Syllabus by the Court.

The clause in the amendment of 1928 (P. L. p. 382) to section 49 of the Tax Sale Act of 1918 (P. L. p. 883, 897), which provides that no application (to open a final decree of statutory foreclosure under that act) shall be entertained after three months from the date thereof, and then only upon the ground of lack of jurisdiction or fraud in the conduct of the suit, held to be prospective in its operation, and no bar to the opening of a decree made prior to its enactment, notwithstanding a further provision that the amended section shall be liberally construed as remedial legislation to encourage barring of the right of redemption, etc.

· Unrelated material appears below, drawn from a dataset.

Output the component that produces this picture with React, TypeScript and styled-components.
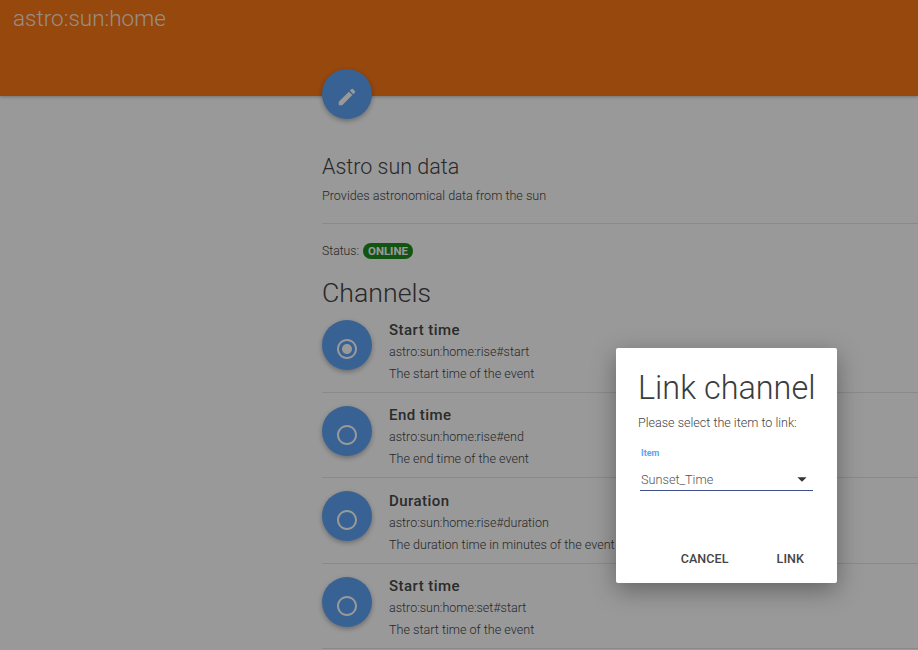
import React from "react";
import styled, { createGlobalStyle } from "styled-components";
import { MdEdit, MdRadioButtonChecked, MdRadioButtonUnchecked, MdArrowDropDown } from "react-icons/md";

const Global = createGlobalStyle`
  html, body { margin: 0; padding: 0; width: 918px; height: 650px; overflow: hidden; background: #fff; }
  body { font-family: Roboto, "Liberation Sans", sans-serif; color: #444; }
  * { box-sizing: border-box; }
`;

const Page = styled.div`
  position: relative;
  width: 918px;
  height: 650px;
  overflow: hidden;
`;

const Header = styled.header`
  height: 96px;
  background: #fa7817;
  box-shadow: 0 1px 3px rgba(0, 0, 0, 0.25);
  padding: 5px 13px;
`;

const Title = styled.h1`
  margin: 0;
  font-size: 22.5px;
  line-height: 26px;
  font-weight: 300;
  color: #fff;
  opacity: 0.85;
`;

const Main = styled.main`
  padding-left: 322px;
  display: flex;
  flex-direction: column;
`;

const Fab = styled.button<{ $top?: boolean }>`
  width: 50px;
  height: 50px;
  flex: none;
  border: 0;
  padding: ${(p) => (p.$top ? "5px" : "8px")} 0 0;
  border-radius: 50%;
  background: #5ea4f7;
  color: #fff;
  display: flex;
  align-items: center;
  justify-content: center;
  box-shadow: 0 2px 5px rgba(0, 0, 0, 0.3);
  margin-top: ${(p) => (p.$top ? "-27px" : "13px")};
`;

const ThingName = styled.h2`
  margin: 35px 0 0;
  font-size: 21.5px;
  line-height: 26px;
  font-weight: 300;
  color: #444;
`;

const Description = styled.p`
  margin: 8px 0 0;
  font-size: 12.6px;
  line-height: 16px;
  font-weight: 300;
  color: #444;
`;

const Divider = styled.hr`
  margin: 19px 0 0;
  border: 0;
  border-top: 1px solid #e6e6e6;
`;

const StatusRow = styled.div`
  margin-top: 19px;
  height: 16px;
  display: flex;
  align-items: center;
  gap: 4px;
  font-size: 12.2px;
  line-height: 14px;
  font-weight: 300;
`;

const Badge = styled.span`
  height: 16px;
  padding: 0 5px;
  border-radius: 8px;
  background: #1f8c1f;
  color: #fff;
  font-size: 11.4px;
  line-height: 17px;
  font-weight: 700;
`;

const SectionTitle = styled.h2`
  margin: 20px 0 0;
  font-size: 26.7px;
  line-height: 28px;
  font-weight: 300;
  color: #444;
`;

const ChannelList = styled.ul`
  list-style: none;
  margin: 0;
  padding: 0;
`;

const ChannelRow = styled.li`
  height: 85.5px;
  display: flex;
  align-items: flex-start;
  gap: 17px;
  border-bottom: 1px solid #e6e6e6;
`;

const ChannelText = styled.div`
  display: flex;
  flex-direction: column;
  white-space: nowrap;
  padding-top: 12.5px;
`;

const ChannelName = styled.div`
  font-size: 15px;
  line-height: 21px;
  font-weight: 500;
  color: #484848;
  letter-spacing: 0.45px;
`;

const ChannelUid = styled.div`
  font-size: 12.5px;
  line-height: 22px;
  font-weight: 300;
  color: #444;
`;

const ChannelInfo = styled.div`
  font-size: 12.6px;
  line-height: 22px;
  font-weight: 300;
  color: #444;
`;

const Scrim = styled.div`
  position: absolute;
  inset: 0;
  background: rgba(0, 0, 0, 0.4);
`;

const Dialog = styled.div`
  position: absolute;
  left: 616px;
  top: 348px;
  width: 221px;
  height: 235px;
  background: #fff;
  border-radius: 2px;
  box-shadow: 0 7px 24px rgba(0, 0, 0, 0.35);
  display: flex;
  flex-direction: column;
  padding: 20px 22px 0;
`;

const DialogTitle = styled.h2`
  margin: 0;
  font-size: 32.4px;
  line-height: 40px;
  font-weight: 300;
  color: #3c3c3c;
  white-space: nowrap;
`;

const DialogText = styled.p`
  margin: 7px 0 0;
  font-size: 12.55px;
  line-height: 16px;
  font-weight: 300;
  color: #444;
`;

const FieldLabel = styled.div`
  margin-top: 16px;
  font-size: 9px;
  line-height: 12px;
  font-weight: 700;
  color: #5aa5f5;
  padding-left: 3px;
`;

const Select = styled.div`
  margin-top: 10px;
  margin-left: 2px;
  height: 22px;
  width: 173px;
  border-bottom: 1px solid #3f4f90;
  display: flex;
  align-items: center;
  justify-content: space-between;
  padding: 0 0 1px 1px;
  font-size: 12.7px;
  font-weight: 300;
  color: #555;
`;

const Actions = styled.div`
  margin-top: auto;
  margin-right: 11px;
  height: 48px;
  display: flex;
  justify-content: flex-end;
  gap: 48px;
`;

const ActionButton = styled.button`
  border: 0;
  background: none;
  padding: 0;
  font-family: inherit;
  font-size: 12.5px;
  line-height: 16px;
  font-weight: 500;
  color: #444;
  letter-spacing: 0.1px;
`;

const channels = [
  { name: "Start time", uid: "astro:sun:home:rise#start", info: "The start time of the event", linked: true },
  { name: "End time", uid: "astro:sun:home:rise#end", info: "The end time of the event", linked: false },
  { name: "Duration", uid: "astro:sun:home:rise#duration", info: "The duration time in minutes of the event", linked: false },
  { name: "Start time", uid: "astro:sun:home:set#start", info: "The start time of the event", linked: false },
];

export default function App() {
  return (
    <Page>
      <Global />
      <Header>
        <Title>astro:sun:home</Title>
      </Header>
      <Main>
        <Fab $top aria-label="Edit">
          <MdEdit size={22} />
        </Fab>
        <ThingName>Astro sun data</ThingName>
        <Description>Provides astronomical data from the sun</Description>
        <Divider />
        <StatusRow>
          Status: <Badge>ONLINE</Badge>
        </StatusRow>
        <SectionTitle>Channels</SectionTitle>
        <ChannelList>
          {channels.map((c) => (
            <ChannelRow key={c.uid}>
              <Fab as="div">
                {c.linked ? <MdRadioButtonChecked size={24} /> : <MdRadioButtonUnchecked size={24} />}
              </Fab>
              <ChannelText>
                <ChannelName>{c.name}</ChannelName>
                <ChannelUid>{c.uid}</ChannelUid>
                <ChannelInfo>{c.info}</ChannelInfo>
              </ChannelText>
            </ChannelRow>
          ))}
        </ChannelList>
      </Main>
      <Scrim />
      <Dialog>
        <DialogTitle>Link channel</DialogTitle>
        <DialogText>Please select the item to link:</DialogText>
        <FieldLabel>Item</FieldLabel>
        <Select>
          Sunset_Time
          <MdArrowDropDown size={22} color="#333" />
        </Select>
        <Actions>
          <ActionButton>CANCEL</ActionButton>
          <ActionButton>LINK</ActionButton>
        </Actions>
      </Dialog>
    </Page>
  );
}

Appeal from Court of Chancery.

Suit by Anna Wittes against Michael Repko and others. From an interlocutory order and final decree advised by the Vice Chancellor (147 A. 498, 105 N. J. Eq. 241), plaintiff appeals.

Affirmed.

Irving Riker, of Newark, for appellant.

Thomas F. Meaney, of Jersey City, for respondents.

PARKER, J.

With respect to the intrinsic merits of the application to open the apparent default of respondents in the suit, and for leave to redeem, we are in accord with the views expressed by the learned Vice Chancellor, and think further discussion needless. But on the phase of the case relating to the force and effect of the amendment of 1928, P. L. p. 382, to section 49 of the Tax Sale Act of 1918, we prefer to rest our affirmance of the decree on the application of the fundamental rule that a statute is to be considered prospective unless the language is such as to show clearly that it was intended to have retrospective effect.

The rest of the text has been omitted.